On voit émerger aussi des alliances contre la protection environnementale en Antarctique. En effet, la Russie et la Chine se sont opposées à la protection renforcée de certaines aires marines protégées afin de continuer la pêche. Mais c’est aussi les métaux et hydrocarbures qui intéressent les États, dont l’exploitation est interdite depuis 1991 par le protocole de Madrid.
L’émergence d’acteurs privés
De nombreuses entreprises s’intéressent aux icebergs, car ils sont des réservoirs d’eau douce. C’est en remorquant les icebergs que des entreprises souhaitent répondre à la demande en eau potable dans les régions touchées par la sécheresse dans les prochaines décennies. Néanmoins, cette solution semble peu probable à court terme.

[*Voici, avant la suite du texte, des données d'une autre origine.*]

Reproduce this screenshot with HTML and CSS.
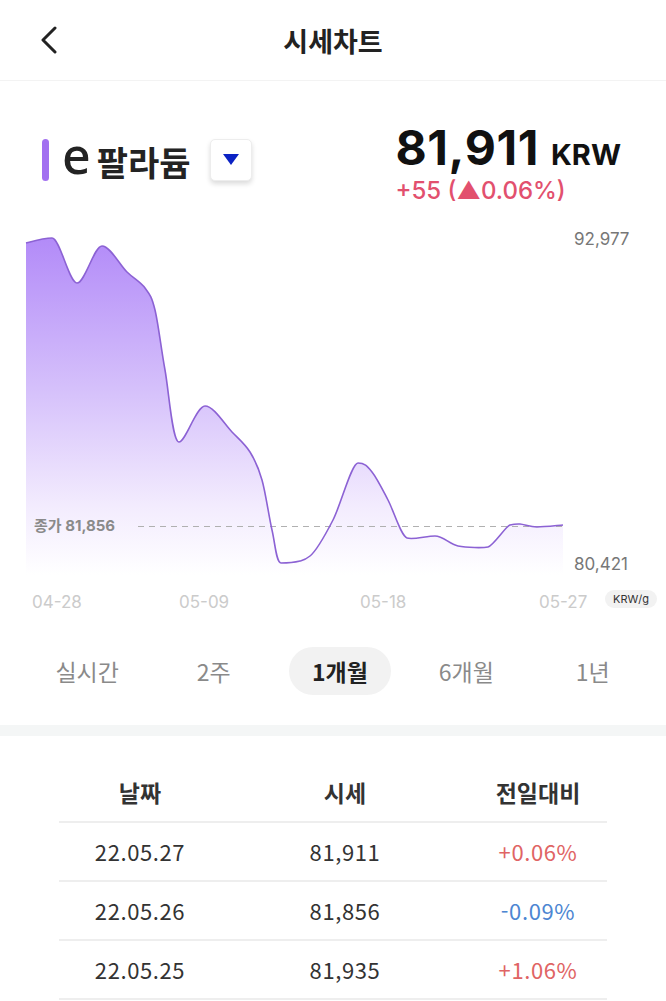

Toutefois, c’est aussi l’activité touristique qui est utilisée par les entreprises. Ces dernières années, l’augmentation du tourisme inquiète les scientifiques. Avant la pandémie, en 2019-2020, on comptait 74 000 touristes pour seulement 3 000 en 1990. De ce fait, les navires de croisières, hélicoptères et drones menacent la tranquillité des animaux, mais aussi leur santé, du fait des risques de pollution si un navire fait naufrage.
Pour faire face à cela, des règles limitent le débarquement des touristes sur le continent et les aires protégées se multiplient afin de préserver la faune et la flore du continent.
Conclusion
À l’origine, les scientifiques sont parvenus à imposer le multilatéralisme comme méthode de décision pour protéger le continent. Néanmoins, ce statut de continent de paix et de science semble aujourd’hui gravement menacé, en raison, d’une part, des aspirations géopolitiques des États comme la Chine, et, d’autre part, de la volonté de profit d’entreprises privées.

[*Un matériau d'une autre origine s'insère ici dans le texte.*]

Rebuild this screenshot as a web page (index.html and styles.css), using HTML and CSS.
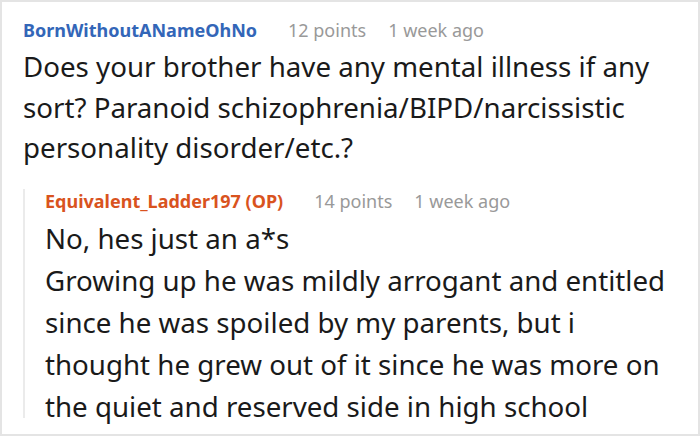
FILE: index.html
```html
<!DOCTYPE html>
<html>
<head>
<meta charset="utf-8">
<link rel="stylesheet" href="styles.css">
</head>
<body>
<div class="frame">
  <div class="comment">
    <div class="head">
      <span class="user">BornWithoutANameOhNo</span>
      <span class="meta">12 points</span>
      <span class="meta">1 week ago</span>
    </div>
    <div class="body">Does your brother have any mental illness if any sort? Paranoid schizophrenia/BIPD/narcissistic personality disorder/etc.?</div>
    <div class="reply">
      <div class="head">
        <span class="user op">Equivalent_Ladder197 (OP)</span>
        <span class="meta">14 points</span>
        <span class="meta">1 week ago</span>
      </div>
      <div class="body">No, hes just an a*s<br>Growing up he was mildly arrogant and entitled since he was spoiled by my parents, but i thought he grew out of it since he was more on the quiet and reserved side in high school</div>
    </div>
  </div>
</div>
</body>
</html>
```

FILE: styles.css
```css
html, body {
  margin: 0;
  padding: 0;
  background: #fff;
}
.frame {
  width: 700px;
  height: 436px;
  box-sizing: border-box;
  border: 2px solid #e4e4e4;
  padding: 16px 20px 0 21px;
  overflow: hidden;
  font-family: "Noto Sans", sans-serif;
  color: #1a1a1a;
}
.head {
  display: flex;
  align-items: baseline;
  font-size: 18px;
  line-height: 24px;
}
.user {
  font-weight: 700;
  color: #3366b8;
  margin-right: 31px;
}
.user.op {
  color: #d9531e;
}
.meta {
  color: #999;
  margin-right: 22px;
}
.body {
  font-size: 27.7px;
  line-height: 40.5px;
  margin-top: 4px;
}
.reply {
  margin-top: 21px;
  border-left: 2px solid #ebebeb;
  padding-left: 20px;
  height: 229px;
}
.reply .body {
  line-height: 42.2px;
  margin-top: 4px;
}
```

Cependant, il est nécessaire de nuancer cette vision. En effet, il est possible de contester le statut de l’Antarctique, mais les conditions de renégociation sont strictes. Il faudrait le vote à l’unanimité des 29 pays du RCTA pour lever l’interdiction d’exploitations des hydrocarbures. Mais il faut rappeler que certains États peuvent parfois se moquer de ces interdictions, comme la Chine qui ouvre des bases scientifiques sans l’accord des autres États.